Let's say you have a call to a method that calculates a value and returns it :
double calculate(const double& someArg);
You implement another calculate method that has the same profile as the first one, but works differently :
double calculate2(const double& someArg);
You want to be able to switch from one to the other based on a boolean setting, so you end up with something like this :
double calculate(const double& someArg)
{
if (useFirstVersion) // <-- this is a boolean
return calculate1(someArg); // actual first implementation
else
return calculate2(someArg); // second implementation
}
The boolean might change during runtime but it is quite rare.
I notice a small but noticeable performance hit that I suppose is due to either branch misprediction or cache unfriendly code.
How to optimize it to get the best runtime performances ?
My thoughts and attempts on this issue :
I tried using a pointer to function to make sure to avoid branch mispredictions :
The idea was when the boolean changes, I update the pointer to function.

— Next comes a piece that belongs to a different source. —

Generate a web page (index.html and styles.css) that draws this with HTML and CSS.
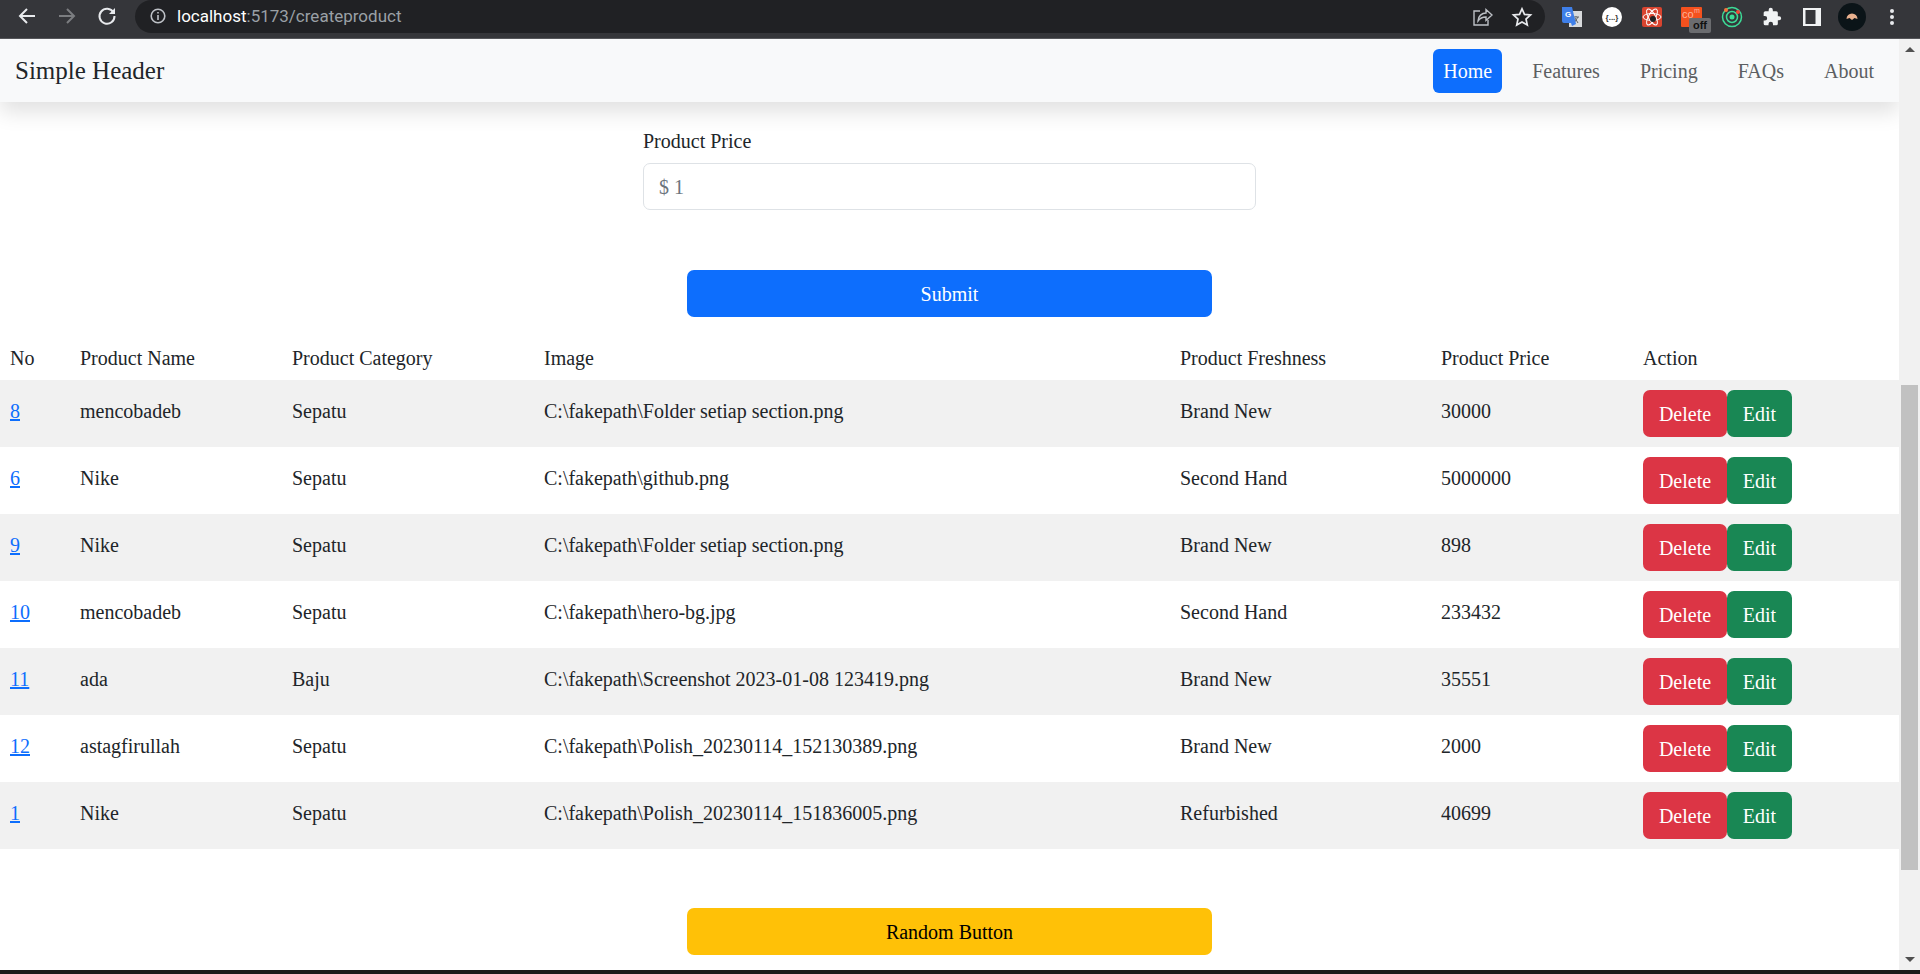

This way, there is no if/else, we use the pointer directly :
The pointer is defined like this :
double (ClassWeAreIn::*pCalculate)(const double& someArg) const;
... and the new calculate method becomes like this :
double calculate(const double& someArg)
{
(this->*(pCalculate))(someArg);
}
I tried using it in combination with __forceinline and it did make a difference (which I am unsure if that should be expected as the compiler should have done it already ?). Without __forceline it was the worst regarding performances, and with __forceinline, it seemed to be much better.
I thought of making calculate a virtual method with two overrides but I read that virtual methods are not a good way to optimize code as we still have to find the right method to call at runtime. I did not try it though.
However, whichever modifications I did, I never seemed to be able to restore the original performances (maybe it is not possible ?). Is there a design pattern to deal with this in the most optimal way (and possibly the cleaner/easier to maintain the better) ?
A complete example for VS :
main.cpp
#include "stdafx.h"
#include "SomeClass.h"
#include <time.h>
#include <stdlib.h>
#include <chrono>
#include <iostream>
int main()
{
srand(time(NULL));
auto start = std::chrono::steady_clock::now();
SomeClass someClass;
double result;
for (long long i = 0; i < 1000000000; ++i)
result = someClass.calculate(0.784542);
auto end = std::chrono::steady_clock::now();
std::chrono::duration<double> diff = end - start;
std::cout << diff.count() << std::endl;
return 0;
}
SomeClass.cpp
#include "stdafx.h"
#include "SomeClass.h"
#include <math.h>
#include <stdlib.h>
double SomeClass::calculate(const double& someArg)
{
if (useFirstVersion)
return calculate1(someArg);
else
return calculate2(someArg);
}
double SomeClass::calculate1(const double& someArg)
{
return asinf((rand() % 10 + someArg)/10);
}
double SomeClass::calculate2(const double& someArg)
{
return acosf((rand() % 10 + someArg) / 10);
}
SomeClass.h
#pragma once
class SomeClass
{
public:
bool useFirstVersion = true;
double calculate(const double& someArg);
double calculate1(const double& someArg);
double calculate2(const double& someArg);
};
(I did not include the ptr to function in the example since it only seems to make things worse).
Using the example above, I get an average of 14,61s to run it when calling directly calculate1 in the main, whereas I get an average of 15,00s to run when calling calculate0 (with __forceinline, which seems to make the gap smaller).